This is why Bill C-61 needs at least one very critical amendment. It's time to stop with half measures. Do the right thing by expressly recognizing that first nations people living in their communities have a human right to turn on the tap and face no risk to their human health or well-being. Nothing less is acceptable. The proposed amendment recognizing that first nations have a right to safe drinking water is critical to reconciliation as well and is consistent, as Chief Crowfoot pointed out, with over a dozen AFN chiefs and assembly resolutions from 2011 to 2023, which I provided to the clerk of the committee.
The amendment will address what's a very common—the most common—criticism from first nations about the bill: It doesn't do enough to ensure that first nations will be assured access to safe drinking water. Canada endorsed the UN resolution 64/292 on the human right to safe drinking water. Did it mean it or not? It references that resolution in the preamble, which means it's within the scope of the bill, but it's lip service if it's not in the body of the legislation.
Funding is also fundamental. It's been about 18 years since the expert panel on safe drinking water concluded that resources, a lot of them, are needed before regulation happens. As we know, that was the key failing of the first crack at this kind of legislation: It wasn't backed by resources for first nations.

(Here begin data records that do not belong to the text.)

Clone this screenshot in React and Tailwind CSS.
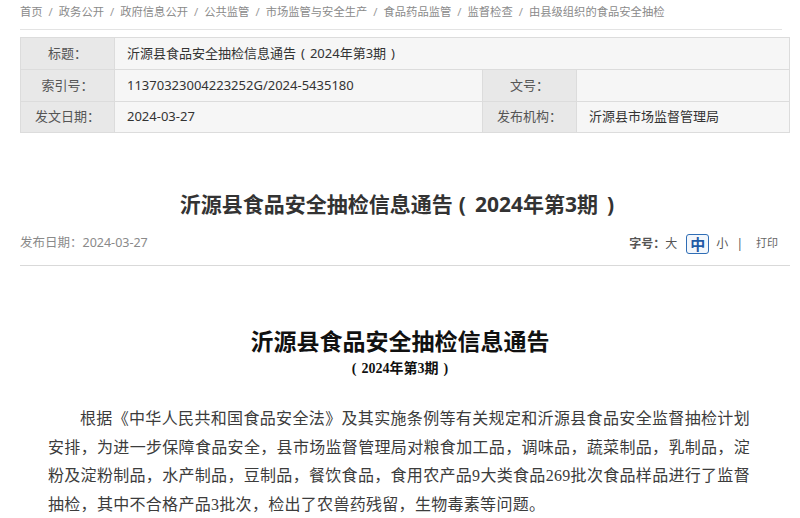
import React from 'react';

const crumbs = ['首页', '政务公开', '政府信息公开', '公共监管', '市场监管与安全生产', '食品药品监管', '监督检查', '由县级组织的食品安全抽检'];

const lines = [
  '根据《中华人民共和国食品安全法》及其实施条例等有关规定和沂源县食品安全监督抽检计划',
  '安排，为进一步保障食品安全，县市场监督管理局对粮食加工品，调味品，蔬菜制品，乳制品，淀',
  '粉及淀粉制品，水产制品，豆制品，餐饮食品，食用农产品9大类食品269批次食品样品进行了监督',
];

const App = () => {
  return (
    <div className="w-[800px] h-[518px] overflow-hidden bg-white font-['Noto_Sans','Noto_Sans_CJK_SC',sans-serif]">
      {/* breadcrumb */}
      <div className="mx-5 w-[762px] pt-[4px] pb-[9px] border-b border-[#e3e3e3] flex items-center text-[11.3px] leading-4 text-[#8a8a8a]">
        {crumbs.map((c, i) => (
          <React.Fragment key={c}>
            {i > 0 && <span className="px-[6px] text-[#9a9a9a]">/</span>}
            <span>{c}</span>
          </React.Fragment>
        ))}
      </div>

      {/* info table */}
      <table className="ml-5 mt-[7px] w-[770px] table-fixed border-collapse text-[13px] text-[#333]">
        <colgroup>
          <col className="w-[94px]" />
          <col className="w-[368px]" />
          <col className="w-[94px]" />
          <col />
        </colgroup>
        <tbody>
          <tr className="h-[32px]">
            <td className="border border-[#dcdcdc] bg-[#e8e8e8] text-center text-[#555]">标题：</td>
            <td colSpan={3} className="border border-[#dcdcdc] bg-[#f6f6f6] pl-3">沂源县食品安全抽检信息通告<span className="mx-[5px]">(</span>2024年第3期<span className="mx-[5px]">)</span></td>
          </tr>
          <tr className="h-[32px]">
            <td className="border border-[#dcdcdc] bg-[#e8e8e8] text-center text-[#555]">索引号：</td>
            <td className="border border-[#dcdcdc] bg-[#f6f6f6] pl-3">11370323004223252G/2024-5435180</td>
            <td className="border border-[#dcdcdc] bg-[#e8e8e8] text-center text-[#555]">文号：</td>
            <td className="border border-[#dcdcdc] bg-[#f6f6f6] pl-3"></td>
          </tr>
          <tr className="h-[31px]">
            <td className="border border-[#dcdcdc] bg-[#e8e8e8] text-center text-[#555]">发文日期：</td>
            <td className="border border-[#dcdcdc] bg-[#f6f6f6] pl-3">2024-03-27</td>
            <td className="border border-[#dcdcdc] bg-[#e8e8e8] text-center text-[#555]">发布机构：</td>
            <td className="border border-[#dcdcdc] bg-[#f6f6f6] pl-3">沂源县市场监督管理局</td>
          </tr>
        </tbody>
      </table>

      {/* title */}
      <h1 className="mt-[56px] text-center text-[21px] leading-[30px] font-bold text-[#333]">
        沂源县食品安全抽检信息通告<span className="ml-[6px] mr-[9px]">(</span>2024年第3期<span className="ml-[9px] mr-[6px]">)</span>
      </h1>

      {/* meta row */}
      <div className="mx-5 mt-[13px] w-[770px] pb-[10px] border-b border-[#d9d9d9] flex items-center justify-between h-[34px]">
        <span className="text-[12.5px] text-[#8a8a8a]">发布日期：2024-03-27</span>
        <div className="flex items-center text-[12px] mr-[12px]">
          <span className="font-bold text-[#555]">字号：</span>
          <span className="text-[#555]">大</span>
          <span className="ml-[9px] px-[3px] h-[20px] leading-[18px] border border-[#2f6db5] rounded-[3px] font-bold text-[15px] text-[#1f5aa6] bg-[#f3f7fc]">中</span>
          <span className="ml-[7px] text-[#555]">小</span>
          <span className="ml-[8px] text-[#555]">|</span>
          <span className="ml-[13px] text-[11px] text-[#666]">打印</span>
        </div>
      </div>

      {/* document body */}
      <div className="font-['Liberation_Serif','Noto_Sans_CJK_SC',serif]">
        <h2 className="mt-[61px] text-center text-[23px] leading-[32px] font-bold text-[#111]">
          沂源县食品安全抽检信息通告
        </h2>
        <div className="text-center text-[14px] leading-5 font-bold text-[#111]">
          <span className="mr-[5px]">(</span>2024年第3期<span className="ml-[5px]">)</span>
        </div>

        <div className="ml-[48px] mt-[26px] w-[702px] text-[16px] leading-[28.5px] text-[#3c3c3c] tracking-[0.3px]">
          {lines.map((l, i) => (
            <div key={i} className={`text-justify [text-align-last:justify] ${i === 0 ? 'pl-8' : ''}`}>{l}</div>
          ))}
          <div>抽检，其中不合格产品3批次，检出了农兽药残留，生物毒素等问题。</div>
        </div>
      </div>
    </div>
  );
};

export default App;
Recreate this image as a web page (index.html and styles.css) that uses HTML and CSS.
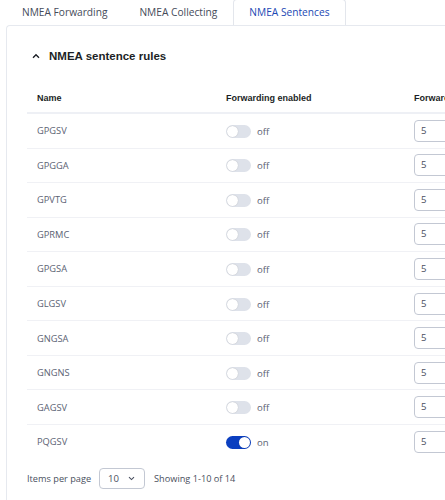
FILE: index.html
```html
<!DOCTYPE html>
<html>
<head>
<meta charset="utf-8">
<link rel="stylesheet" href="styles.css">
</head>
<body>
<div class="tabs">
  <div class="tab">NMEA Forwarding</div>
  <div class="tab">NMEA Collecting</div>
  <div class="tab active">NMEA Sentences</div>
</div>
<div class="card">
  <div class="section-head">
    <svg class="chev" width="8" height="6" viewBox="0 0 8 6"><path d="M1 4.8 L4 1.8 L7 4.8" fill="none" stroke="#1c1f26" stroke-width="1.4"/></svg>
    <h2>NMEA sentence rules</h2>
  </div>
  <table class="rules">
    <colgroup><col class="c1"><col class="c2"><col class="c3"></colgroup>
    <thead>
      <tr><th>Name</th><th>Forwarding enabled</th><th>Forwarding interval</th></tr>
    </thead>
    <tbody>
      <tr><td>GPGSV</td><td><span class="toggle"></span><span class="state">off</span></td><td><div class="num">5</div></td></tr>
      <tr><td>GPGGA</td><td><span class="toggle"></span><span class="state">off</span></td><td><div class="num">5</div></td></tr>
      <tr><td>GPVTG</td><td><span class="toggle"></span><span class="state">off</span></td><td><div class="num">5</div></td></tr>
      <tr><td>GPRMC</td><td><span class="toggle"></span><span class="state">off</span></td><td><div class="num">5</div></td></tr>
      <tr><td>GPGSA</td><td><span class="toggle"></span><span class="state">off</span></td><td><div class="num">5</div></td></tr>
      <tr><td>GLGSV</td><td><span class="toggle"></span><span class="state">off</span></td><td><div class="num">5</div></td></tr>
      <tr><td>GNGSA</td><td><span class="toggle"></span><span class="state">off</span></td><td><div class="num">5</div></td></tr>
      <tr><td>GNGNS</td><td><span class="toggle"></span><span class="state">off</span></td><td><div class="num">5</div></td></tr>
      <tr><td>GAGSV</td><td><span class="toggle"></span><span class="state">off</span></td><td><div class="num">5</div></td></tr>
      <tr><td>PQGSV</td><td><span class="toggle on"></span><span class="state">on</span></td><td><div class="num">5</div></td></tr>
    </tbody>
  </table>
  <div class="footer">
    <span class="label">Items per page</span>
    <div class="select"><span>10</span><svg width="7" height="5" viewBox="0 0 7 5"><path d="M1 1.2 L3.5 3.6 L6 1.2" fill="none" stroke="#4a5060" stroke-width="1.1"/></svg></div>
    <span class="label">Showing 1-10 of 14</span>
  </div>
</div>
</body>
</html>
```

FILE: styles.css
```css
html, body {
  margin: 0;
  padding: 0;
  background: #fff;
  overflow: hidden;
  width: 445px;
  height: 500px;
}
body {
  font-family: "Open Sans", "Noto Sans", sans-serif;
  color: #4a5060;
}
.tabs {
  display: flex;
  height: 25px;
  padding-left: 6px;
  position: relative;
  z-index: 2;
}
.tab {
  padding: 0 16px;
  font-size: 10.2px;
  line-height: 24px;
  color: #454b59;
  white-space: nowrap;
  box-sizing: border-box;
  height: 25px;
}
.tab.active {
  color: #1c49b4;
  background: #fff;
  border: 1px solid #e3e6ec;
  border-bottom: none;
  border-radius: 4px 4px 0 0;
  height: 26px;
  padding: 0 15px;
  margin-top: -1px;
  line-height: 25px;
}
.card {
  margin-left: 6px;
  width: 439px;
  height: 475px;
  border: 1px solid #e6e9ef;
  border-right: none;
  border-bottom: none;
  border-radius: 4px 0 0 0;
  padding: 20px 0 0 20px;
  box-sizing: border-box;
  overflow: hidden;
}
.section-head {
  display: flex;
  align-items: center;
  gap: 9px;
  height: 20px;
  padding-left: 5px;
}
.chev { display: block; }
.section-head h2 {
  margin: 0;
  font-family: "Liberation Sans", Arial, sans-serif;
  font-weight: bold;
  font-size: 11.5px;
  color: #1c1f26;
}
.rules {
  margin-top: 17px;
  border-collapse: collapse;
  width: 700px;
  table-layout: fixed;
}
.c1 { width: 189px; }
.c2 { width: 188px; }
.c3 { width: 323px; }
.rules th {
  text-align: left;
  font-family: "Liberation Sans", Arial, sans-serif;
  font-weight: bold;
  font-size: 9px;
  color: #1c1f26;
  padding: 0 0 0 10px;
  height: 29px;
  border-bottom: 2px solid #eef0f5;
  white-space: nowrap;
}
.rules td {
  height: 33.55px;
  padding: 0 0 0 10px;
  border-bottom: 1px solid #f0f1f5;
  font-size: 9.3px;
  color: #5b6273;
  vertical-align: middle;
  box-sizing: content-box;
}
.rules tbody tr:last-child td { border-bottom: none; }
.toggle {
  display: inline-block;
  vertical-align: middle;
  width: 25px;
  height: 13px;
  border-radius: 7px;
  background: #dee2ea;
  position: relative;
  margin-right: 6px;
}
.toggle::after {
  content: "";
  position: absolute;
  left: 1px;
  top: 1px;
  width: 11px;
  height: 11px;
  border-radius: 50%;
  background: #fff;
  box-shadow: 0 0 1px rgba(0,0,0,0.25);
}
.toggle.on { background: #0b3fc0; }
.toggle.on::after { left: 13px; }
.state {
  vertical-align: middle;
  font-size: 9.6px;
  color: #5b6273;
}
.num {
  width: 120px;
  height: 22px;
  box-sizing: border-box;
  border: 1px solid #c3c8d3;
  border-radius: 4px;
  padding-left: 6px;
  line-height: 20px;
  font-size: 9.6px;
  color: #4a5060;
}
.footer {
  display: flex;
  align-items: center;
  margin-top: 10px;
  height: 21px;
}
.footer .label {
  font-size: 9.2px;
  color: #4a5060;
  white-space: nowrap;
}
.select {
  margin: 0 9px 0 8px;
  width: 46px;
  height: 21px;
  box-sizing: border-box;
  border: 1px solid #c3c8d3;
  border-radius: 4px;
  display: flex;
  align-items: center;
  padding-left: 8px;
  gap: 9px;
  font-size: 9.6px;
  color: #4a5060;
}
.select svg { display: block; }
```
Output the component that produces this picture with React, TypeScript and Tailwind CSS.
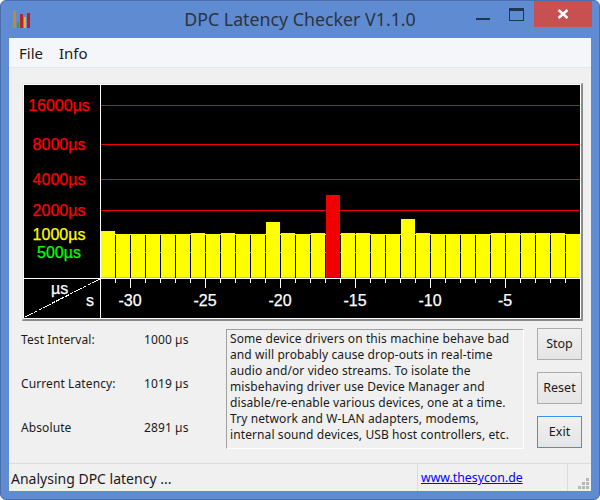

While the $6-billion commitment—now—that accompanies the bill will finally address this, I think it's important to note that the funding commitment, although it flows from the class action, the minister has clarified, in writing, to a number of first nations that the funding is for all first nations in Canada.
However, there's still a serious funding issue with the bill. There will be a two-tiered level of access to the $6 billion in water infrastructure funding. The 271 nations under the class action will have access to a binding third party resolution process. This means that, if one of those communities, for example, gets an engineering assessment done of their system that identifies a $10-million need and ISC says, “No, here's $7 million,” the community has recourse under sections 9.06 to 9.08 of the settlement agreement to bring that to a binding dispute resolution process and compel ISC to fund the full $10 million.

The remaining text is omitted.